There were, in 1997, only eight members of the BGS management who had open-ended appointments. That is, their substantive grade was their current management grade. Most of the others were temporary appointments on three or five-year contracts and their substantive grades were one lower than their management grade. One manager was on contract from the outside. When temporary appointment to management grades was introduced in the late 1980s it was meant to give the Director flexibility during times of change, but also the freedom to move managers who had shown that they were not up to the job. Up to 1997 only one repeat contract had been refused. This reorganisation was the first opportunity there had been to take full advantage of the flexibility the arrangement offered. The decision was taken, therefore, with a few exceptions, to make managers compete for the new jobs. In the case of mergers, all the previous heads of groups would be expected to compete with each other for the one post that survived. With regard to the other posts, it was expected that young, ambitious Grade 7 staff would apply and compete against the current incumbents.

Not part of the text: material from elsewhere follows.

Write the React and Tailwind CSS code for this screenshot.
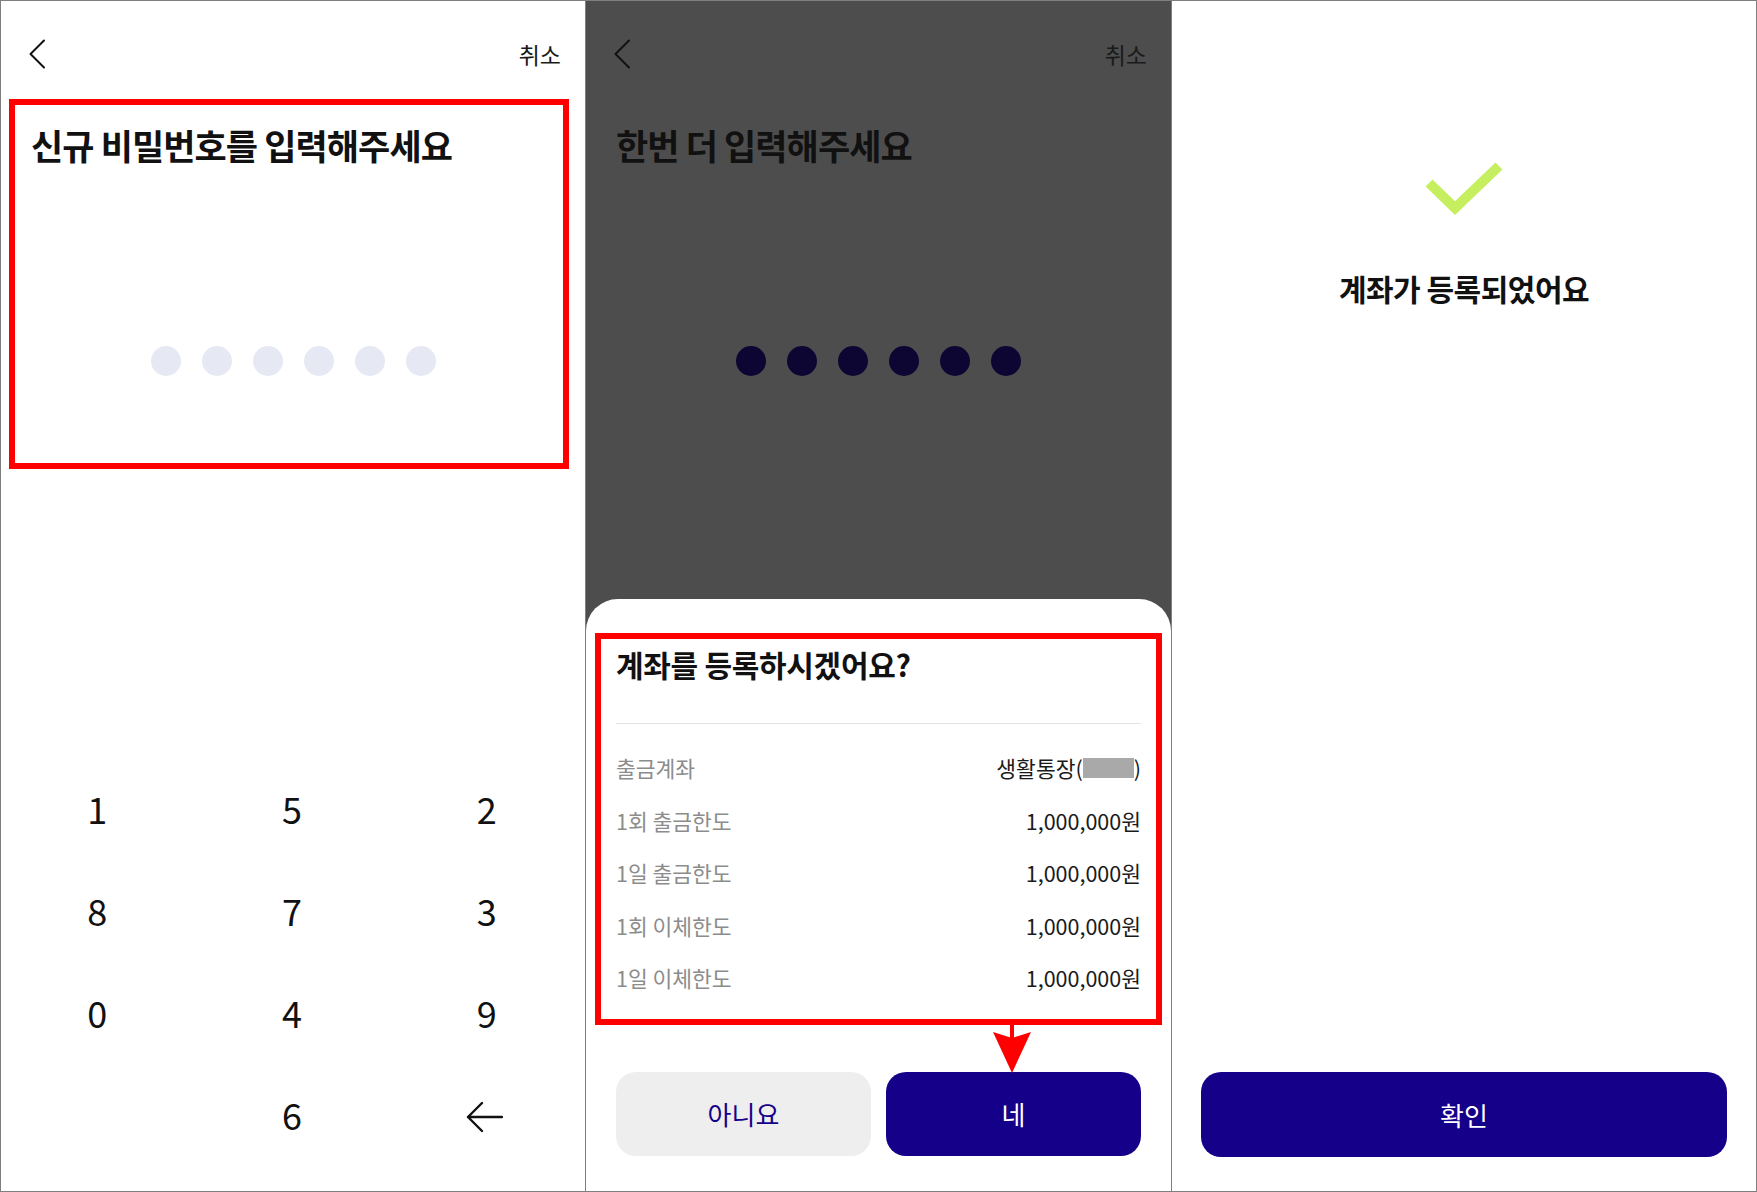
import React from "react";

const FONT = { fontFamily: '"Noto Sans CJK KR", "Noto Sans", sans-serif' };

function Chevron() {
  return (
    <svg width="18" height="30" viewBox="0 0 18 30" fill="none">
      <path d="M16 1.5 L2.5 15 L16 28.5" stroke="#111" strokeWidth="2" strokeLinecap="round" strokeLinejoin="round" />
    </svg>
  );
}

function Header() {
  return (
    <div className="flex h-[106px] items-center justify-between pl-[27px] pr-[24px]">
      <Chevron />
      <span className="text-[23px] leading-[30px] text-[#1a1a1a]">취소</span>
    </div>
  );
}

function Dots({ color }) {
  return (
    <div className="flex justify-center gap-[21px]">
      {[0, 1, 2, 3, 4, 5].map((i) => (
        <div key={i} className={`h-[30px] w-[30px] rounded-full ${color}`} />
      ))}
    </div>
  );
}

function BackArrow() {
  return (
    <svg className="mr-[6px] mt-[6px]" width="38" height="32" viewBox="0 0 38 32" fill="none">
      <path d="M37 16 H3 M17 2 L3 16 L17 30" stroke="#111" strokeWidth="2.4" strokeLinecap="round" strokeLinejoin="round" />
    </svg>
  );
}

function Keypad() {
  const keys = ["1", "5", "2", "8", "7", "3", "0", "4", "9", "", "6", "back"];
  return (
    <div className="mt-auto grid grid-cols-3 pb-[26px]">
      {keys.map((k, i) => (
        <div key={i} className="flex h-[102px] items-center justify-center pr-[2px] text-[36px] leading-[40px] text-[#111]">
          {k === "back" ? <BackArrow /> : k}
        </div>
      ))}
    </div>
  );
}

function Row({ label, children }) {
  return (
    <div className="flex h-[52.5px] items-center justify-between text-[21.5px] leading-[28px]">
      <span className="text-[#8c8c8c]">{label}</span>
      <span className="flex items-center text-[#1a1a1a]">{children}</span>
    </div>
  );
}

export default function App() {
  return (
    <div className="flex h-[1192px] w-[1757px] border border-[#7f7f7f] bg-white" style={FONT}>
      {/* Panel 1 */}
      <div className="relative flex w-[585px] flex-col border-r border-[#7f7f7f] bg-white">
        <Header />
        <h1 className="px-[30px] pt-[14px] text-[35px] font-bold leading-[48px] tracking-[-0.9px] text-[#111]">
          신규 비밀번호를 입력해주세요
        </h1>
        <div className="mt-[177px]">
          <Dots color="bg-[#e6e9f4]" />
        </div>
        <Keypad />
        <div className="absolute left-[8px] top-[98px] h-[370px] w-[560px] border-[6px] border-[#ff0000]" />
      </div>

      {/* Panel 2 */}
      <div className="relative flex w-[586px] flex-col border-r border-[#7f7f7f] bg-[#4d4d4d]">
        <Header />
        <h1 className="px-[30px] pt-[14px] text-[35px] font-bold leading-[48px] tracking-[-0.9px] text-[#111]">
          한번 더 입력해주세요
        </h1>
        <div className="mt-[177px]">
          <Dots color="bg-[#0d0633]" />
        </div>
        <div className="mt-auto flex h-[592px] flex-col rounded-t-[32px] bg-white px-[30px] pt-[45px]">
          <h2 className="text-[30px] font-bold leading-[40px] tracking-[-0.3px] text-[#111]">계좌를 등록하시겠어요?</h2>
          <div className="mt-[39px] h-px bg-[#e2e2e2]" />
          <div className="mt-[18px]">
            <Row label="출금계좌">
              생활통장(<span className="inline-block h-[20px] w-[51px] bg-[#a9a9a9]" />)
            </Row>
            <Row label="1회 출금한도">1,000,000원</Row>
            <Row label="1일 출금한도">1,000,000원</Row>
            <Row label="1회 이체한도">1,000,000원</Row>
            <Row label="1일 이체한도">1,000,000원</Row>
          </div>
          <div className="mt-[67px] flex gap-[15px]">
            <button className="flex h-[84px] flex-1 items-center justify-center rounded-[20px] bg-[#eeeeee] text-[26px] text-[#16008a]">
              아니요
            </button>
            <button className="flex h-[84px] flex-1 items-center justify-center rounded-[20px] bg-[#15008a] text-[26px] text-white">
              네
            </button>
          </div>
        </div>
        <div className="absolute left-[9px] top-[632px] h-[392px] w-[567px] border-[6px] border-[#ff0000]" />
        <svg className="absolute left-[406px] top-[1019px]" width="40" height="53" viewBox="0 0 40 53">
          <rect x="18" y="0" width="4" height="22" fill="#ff0000" />
          <polygon points="1,12 20,18 39,12 20,53" fill="#ff0000" />
        </svg>
      </div>

      {/* Panel 3 */}
      <div className="flex flex-1 flex-col items-center bg-white">
        <svg className="mt-[159px]" width="80" height="60" viewBox="0 0 80 60" fill="none">
          <polyline points="5,23 31,48 75,6" stroke="#c6ef5f" strokeWidth="10" strokeLinejoin="miter" />
        </svg>
        <h2 className="mt-[48px] text-[30px] font-bold leading-[40px] tracking-[-0.5px] text-[#111]">계좌가 등록되었어요</h2>
        <div className="mt-auto w-full px-[29px] pb-[34px]">
          <button className="flex h-[85px] w-full items-center justify-center rounded-[20px] bg-[#15008a] text-[26px] text-white">
            확인
          </button>
        </div>
      </div>
    </div>
  );
}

The reality was quite different from the theory. This device was well known to have been used in management reorganisations throughout the public service for many years and it was a feature of the private sector. There have been few occasions in recent decades when an action initiated by the Directorate caused so much resentment and bad feeling as this one. The theory patently did not work. In some cases there was no competition for an advertised post because the suitable potential applicants in the group decided, with no coercion, that they would not put themselves forward against their Group Manager. In others, where there was competition from young staff, it was not strong enough to dislodge the incumbent. The worst bad feeling was caused where two or more experienced Group Managers had to compete for merged posts. Though it is difficult to see how else the reduction in the number of posts could have been achieved, this was not an experience that anyone who took part in it wanted to have again.